Most likely there are also other and earlier examples and we would like to collect them. If you know of papers that do Bayesian analysis of SE-related data please contact us or make a pull request to this page. Thanks!

Q4. Which tools do you recommend?

Find an up-to-date library that is easy for you to work with in a language and with tools you already know. The main workhorse of modern BDA is the Stan tool but it is easier to use it from libraries in your language of choice:

  1. brms for R
  2. Stan.jl for Julia
  3. PyStan for Python
  4. There are also Stan interfaces for Matlab, Stata, Mathematica etc, see Stan interfaces

For the future we are optimistic about the Turing.jl library for Julia since it has the potential to be even more flexible, powerful, and scalable/fast than solutions based on Stan.

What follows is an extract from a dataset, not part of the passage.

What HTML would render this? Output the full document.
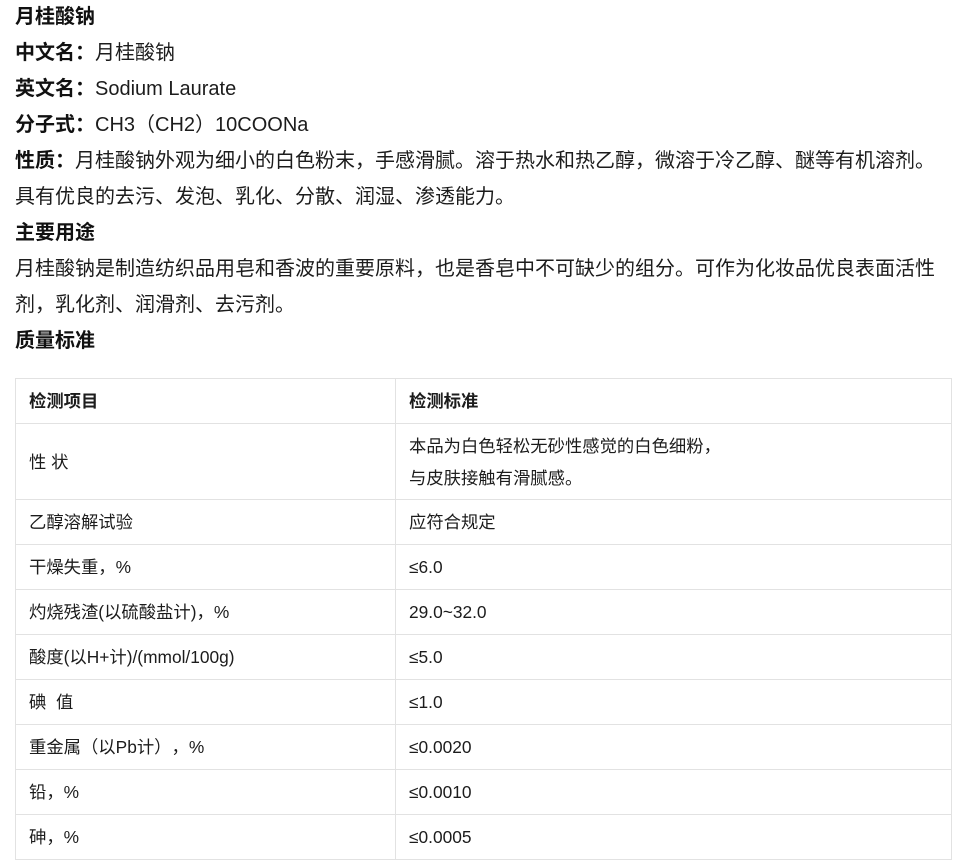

However, it is not yet as mature as libraries and tools based on Stan.

Q5. Are there guidelines and recommended workflows for doing BDA in SE?

Workflows and guidelines are currently under development in statistics and there is not yet a clear consensus. For a detailed and up-to-date guide see the current version of the "Bayesian Workflow" book being written by Gelman et al. We have tried to present a shorter, condensed workflow for BDA in SE in Section 2 of paper 3.

Q6. Is it true that statisticians discourages the use of p-values and "statistically significant"?

The ASA (American Statistical Association) in their 2016 "ASA Statement on P-Values" discouraged the use of declarations of "statistical significance". In a 2019 editorial of the ASA journal AST the Editors of the special issue on "Moving to a world beyond p < 0.05" then said:

"We conclude, based on our review of the articles in this special issue and the broader literature, that it is time to stop using the term 'statistically significant' entirely. Nor should variants such as 'statistically different', 'p < 0.05' and 'nonsignificant' survive, whether expressed in words, by asterisk in a table, or in some other way".

See slides 20 and 21 in Robert Feldt's ESEM 2019 keynote for links and the actual quote. For what we should do instead see Robert's thoughts on Slide 23 but you should also check the editorial and some papers of the above-mentioned special issue to get the views of the statisticians.

Q7. How can BDA help analyze practical significance of SE results?

The output of a Bayesian analysis is a posterior distribution with a large number of samples of all the parameters of your model. It summarizes the knowledge you have gained about the model, i.e. "What are plausible parameter values of my model given the empirical data I collected?". Importantly, it brings with it the uncertainty of that knowledge. We can perform computations on this posterior to calculate quantities of interest for practitioners and then answer concrete questions they have. And the computations we do will carry the uncertainty of the posterior with them.

This will be important for practitioners since it will give them a more nuanced view of what the research result actually would mean in their context. Rather than a typically dichotomous or at least coarse-grained answer from a traditional research study using frequentist statistics, e.g. "Exploratory testing should be preferred over scripted test cases", we can provide answers to practitioners like "If we hire testers with low experience and let them use exploratory testing we can expect them to find 6-8 faults per hour of testing" (an actual example from our practical significance for SE paper, see table 3). We use the posterior to simulate specific scenarios and calculate what our model and the knowledge the posterior captures implies. We can also answer "What if?" questions. In this example we could for example answer the practical question "What if we instead hired highly experienced testers (and still let them use exploratory testing)?" with "We expect them to find 8-12 faults per hour of testing". The practitioner could use this knowledge to consider the trade-off between the extra cost of hiring more experienced staff compared to the efficiency of their testing.

In concrete terms, the posterior is simply a large table with many samples for all of the parameters of your model. So if each column corresponds to one of the parameters of the model, each row corresponds to one sample of what the values of these parameters could have been (at the same time, i.e. their joint values). To simulate we just come up with a way to calculate a quantity of practical interest (QPI) from the model with parameter values selected from one row of the table. We then loop over all the rows of the table and get a distribution of the values of the QPI. By asking practitioners to estimate costs and efforts we can then often calculate also concrete utilities such as ROI (Return-On-Investment) and their distributions. For examples of this see paper 2.